1. Field of the Invention
The present invention relates to apparatus for synthesizing human speech by the generation and combination of representations of speech components.
2. Description of the Prior Art
It has previously been proposed to synthesize human speech by the generation of sounds and the combination of a plurality of such generated sounds to represent basic speech parts. Some thought has also been given, in the prior art, to the stringing together of a number of such basic parts to simulate words or phrases. The basic sound parts have been referred to as phonemes and it has been found possible to analyse the phonemes required for intelligible speech and to specify the requirements of such phonemes in terms of sound characteristics that each requires for its reproduction.
Thus, for example, two major kinds of sound have been identified; namely, voiced sounds which are primarily the result of vibration of the vocal chords resonating in the cavities that are formed, for example, by the tongue acting in the mouth, and unvoiced sounds which are typically the sibilants and which tend to be basically derived from a random sound source such as white noise. In the case of the voiced sounds it has also been found that although in analysing the waveform of such sounds, several components of different frequencies can be identified, nevertheless a combination of only three waves of different respective frequencies is sufficient to produce a waveform that produces a recognisable sound. Thus, in typical apparatus as previously proposed, three sine-wave generators of differing frequencies have been used to provide the three basic waveforms and these have been referred to as the three formants of the sound. The formant waveforms are damped and combined to produce a resultant waveform, the relative amplitudes of the individual formant waveforms being varied to modify or give recognisable character to the resultant sound.
In such prior apparatus unvoiced sound has been derived from a white noise generator, the sound from which has been filtered and added to the combination of the basic formants. Finally, the combination has been filtered and subjected to attenuation according to specifiable laws to produce the final signal for application to a sound-reproducing transducer such as a loudspeaker. It will be seen therefore that essentially in such prior proposals the sound components are generated continuously and the controls imposed on the resultant sound elements are, in principle, all related to proportioning the amplitudes of the components required, such proportioning also involving, where appropriate, the inhibition of one or more elements, and of applying some form of attenuation or damping after the combination has been effected.
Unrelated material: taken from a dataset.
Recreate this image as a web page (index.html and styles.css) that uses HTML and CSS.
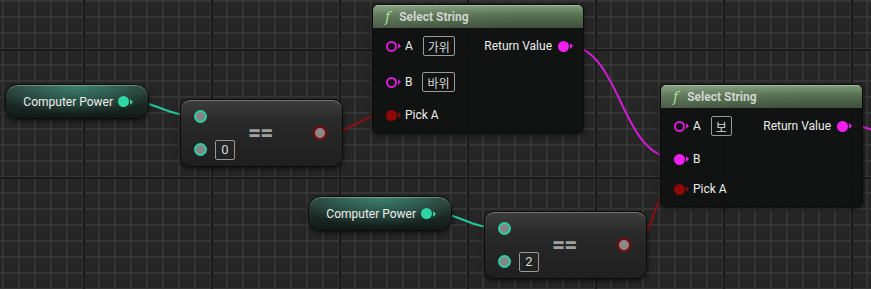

Because of the essentially continuous and analogue nature of these previously-known methods of speech synthesis it will be appreciated that there are difficulties in multiplexing synthesized speech over a plurality of channels each requiring different expressions. Thus, for example, in a typical arrangement one channel would be required to wait for the completion of a "spoken" phrase on another channel before it could acquire the use of the synthesizer for its own phrase.